New York Times Editorial
September 27, 2003
The decision this
week of an Islamic court in Nigeria to acquit a woman who faced
death by stoning for adultery is a triumph for sanity. If Nigeria,
a huge nation encompassing various faiths, had upheld the sentence,
it would have given such a punishment legitimacy in other Islamic
nations and regions. But the verdict leaves many troubling questions.
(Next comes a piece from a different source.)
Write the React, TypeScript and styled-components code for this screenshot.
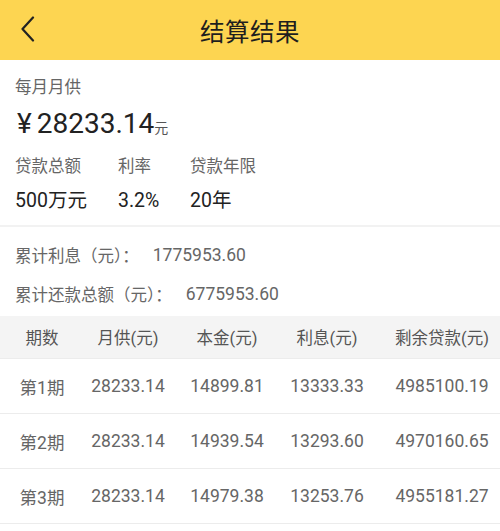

As the legal codes of more places reflect the influence of Koranic
principles, known as Shariah, they must do so in ways that do
not violate international law and the rights of their citizens.
When Amina Lawal's
daughter was born two years after she was divorced, Ms. Lawal
was arrested for adultery and sentenced to death. This week the
court overturned her conviction on technicalities and did not
address the justice of stoning, an exceptionally cruel sentence
considered to be torture. Ms. Lawal's lawyers argued that it was
discriminatory that the man she identified as her sexual partner
won acquittal by swearing that he had not committed adultery —
a defense not available to her. The court rejected this argument.
Nigeria is sharply
divided between a Muslim north and a Christian south. To defuse
religious and ethnic tensions, President Olusegun Obasanjo, a
Christian, permitted the northern states to begin using Shariah
in 1999. He had apparently not counted on the worldwide embarrassment
that cases like Ms. Lawal's have brought Nigeria. The court that
ruled this week may have been under instruction to block the stoning,
but in a way that did not anger Muslims.
When it was introduced
1,400 years ago, much of Shariah was more progressive than the
legal cultures it replaced. Parts of it — letting women
inherit property and keep their property after they marry —
still are. Yet extreme versions are spreading, especially where
literacy is low. They are often less reflective of the Koran than
of local cultures.
Inspired by a growing
group of fundamentalists, people accept Shariah as a defense against
what they see as the encroaching decadence of the west. In Nigeria
and other nations with large Muslim populations, governments resort
to Shariah to placate these extremists. But in doing so without
regard for their own constitutions and human rights, these highly
political accords mean that a nation's lowliest citizens are the
ones who suffer.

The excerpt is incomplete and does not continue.